"For many are called, but few are chosen." -Matthew 22:14
I heard a message preached by an outreach Pastor entitled “Silent Screams.” In his sermon he made the statement, “you don’t really want to know God’s will.” At first I was confused, but his point was that we often think God’s will is going to be glamorous. We think it will carry us to the mountain top, and for some it does, but for others, it takes you through the valley. It takes you to the streets, to the poor, to the mentally tortured. It takes your time, your energy, your strength. It takes you to places where you may have to walk alone, where you may feel most venerable.
You see, God’s will isn’t always heroics and fame. Your obedience may go unnoticed to man. Your sleepless nights spent in prayer pleading the blood of Christ for a complete stranger may go unseen. Your constant witnessing to those in need of hearing God’s love for them may go without recognition. The countless times you’ve tried to reach out to the lost, to your family, your friends, may not bring you popularity. So is it worth it? If God’s will takes you to the drug infested streets, will you still follow? If it takes you to foreign land, will you go? If it leads you to the children in your own church, will that be good enough?
If God shows you His will for your life, are you without a doubt prepared to answer?
I ask God quite often to reveal His divine plan for my life. “Let me share my testimony, Lord.” “Use me, Lord.” But the truth is, I’m afraid. I’ve grown up watching many good men who have devoted their entire lives to the ministry, suffer from lack of support, suffer because they loved too much, suffer because they helped the helpless too often, suffer because they wouldn’t conform to man made rules, suffer because they gave when they didn’t have anything else to give.
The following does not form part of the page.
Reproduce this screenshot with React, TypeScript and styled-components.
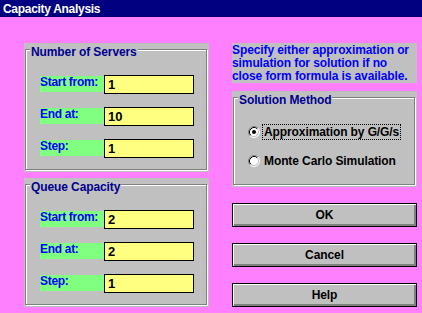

They didn’t suffer because God wasn’t blessing their ministry. They suffered because in a moment of desperation brought on by fellow man, their mortality revealed itself. Despite their love for God and their utter desire to help the lost and hurting, at the end of the day, they were only human.
So you see, my friend, God's will for you isn't always going to be a path perfectly paved out in gold. There will be good times, and bad times, high's and low's. There will be times of great triumph and times of great sadness. There will be a season of growth and a season of drought. The question is, are you ready? Are you ready, physically and spiritually, to go when God says come?
"A comfort zone is a beautiful place, but nothing ever grows there."
Somewhere in the distance, the distance I myself have created, I hear His voice. I look at the world around me, strangers, friends, family and wonder, "why isn't someone doing something about that," and then I realize, "I am someone." I wonder, "why hasn't somebody reached out to them," and then I realize, "I am somebody." But despite my revelations, I choose to stay in my comfort zone, where it's safe, where I face no uncertainties. I choose to let my fear cripple me. I ask myself, will people doubt His call for me? Will I be taken seriously? Can I handle the responsibility? Am I good enough? Will I have support from those around me? I’m left with so many uncertainties, so I run. I pray just enough to feel something, but not too much. I study just enough to know the basics, but less than I know I should. I give just enough to God to ensure my salvation, but never enough to hear His call. I’ve asked for a part in His mighty work, yet I cower in fear. I hear His whispers, yet I cover my ears to hear. I feel His pull, yet I pull back in opposition. Why am I so afraid? When I am ready, will it be too late to heed His call?
Will you let doubt flood your mind as I have, or will you run with perseverance when God says go?